The rank score has a part of the score from the whole breakdown tree to which it belongs. For example, the word I (before a vowel sound) only has 17 examples. However, it is used in the phrase "I have" 50 times. In that case the score is increased not just for the number of direct uses, but also for the number of indirect uses. That is what the "Examples tree count" is showing; look at the Rank values tab for I (before a vowel sound), and you will see that there are 17 examples, but 129 indirect examples.

Rank Detail tab

Every lesson has a "Rank Detail" tab which shows the words in order of their rank score.

For example, take a look at the Birds Rank Detail tab.

The global list of rank scores

Since every lesson has a Rank Detail tab, the place to look if we want to see the rank scores of all the words and phrases is the Rank Detail tab of the All lesson, which is the lesson containing all words and phrases.

This is the list which shows us the ideal order which students should learn each word or phrase, ranked from highest to lowest.

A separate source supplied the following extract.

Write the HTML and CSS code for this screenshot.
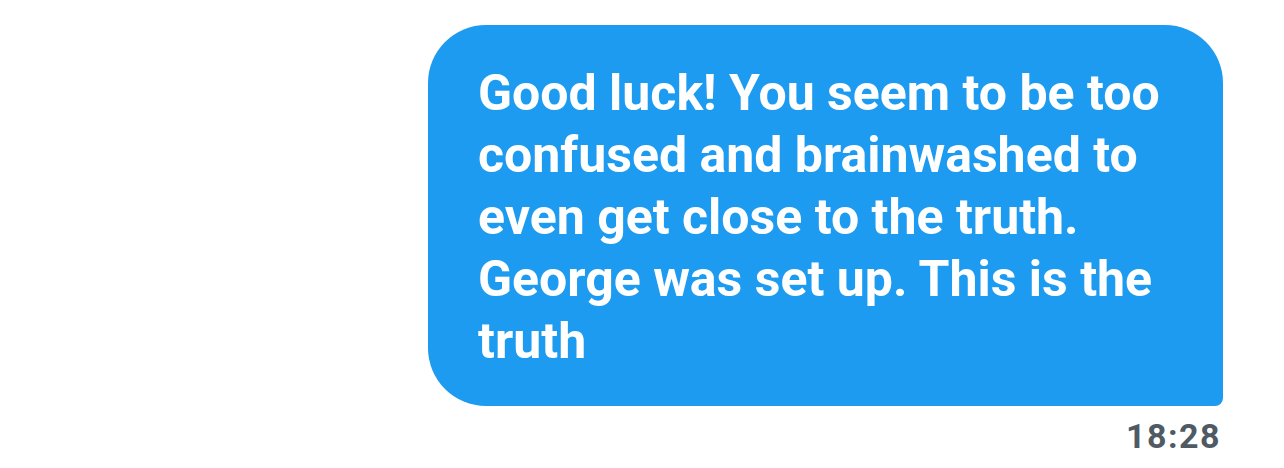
FILE: index.html
```html
<!DOCTYPE html>
<html>
<head>
<meta charset="utf-8">
<link rel="stylesheet" href="styles.css">
</head>
<body>
<div class="chat">
  <div class="bubble">
    <p class="msg">Good luck! You seem to be too<br>confused and brainwashed to<br>even get close to the truth.<br>George was set up. This is the<br>truth</p>
  </div>
  <div class="time">18:28</div>
</div>
</body>
</html>
```
FILE: styles.css
```css
html, body {
  margin: 0;
  padding: 0;
  background: #ffffff;
}
.chat {
  display: flex;
  flex-direction: column;
  align-items: flex-end;
  padding: 25px 61px 0 0;
}
.bubble {
  width: 795px;
  height: 381px;
  box-sizing: border-box;
  background: #1d9bf0;
  border-radius: 58px 58px 8px 58px;
  padding: 37px 10px 0 50px;
}
.msg {
  margin: 0;
  color: #ffffff;
  font-family: Roboto, "Liberation Sans", sans-serif;
  font-weight: 700;
  font-size: 50px;
  line-height: 62px;
}
.time {
  margin-top: 10px;
  margin-right: 2px;
  font-family: Roboto, "Liberation Sans", sans-serif;
  font-weight: 700;
  font-size: 34px;
  letter-spacing: 1.5px;
  line-height: 40px;
  color: #4f5a64;
}
```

Restricting rank of Example lessons

When we generate sublesson example phrase lessons, we restrict the examples only to the rank values of words in that lesson. Why? This is so that the examples are at the level of the rank values of the words. For example, for Animals 1, the examples are restricted to be at the rank values like the range of rank values of the Animals 1 words. The examples will therefore all be easier than the words in Animals 2. Imagine that Animals 1 has words with rank value from 3000 to 1000. The Animals 1 Examples would also all be in this range. The range of words in Animals 2 might have rank value from 1000 to 800, and all the examples would also be kept in that range.

The reason is that very simple words with very high rank values, e.g. "dog", "the", can have extremely advanced and complicated sentences with extremely low rank values, e.g. "I went with my dog to an equestrian class where we studied together metaphysics and reflected on whether the universere obeys Ptolemeian geomoetrical norms". We don't want very complex sentences at the level 1 of sublessons!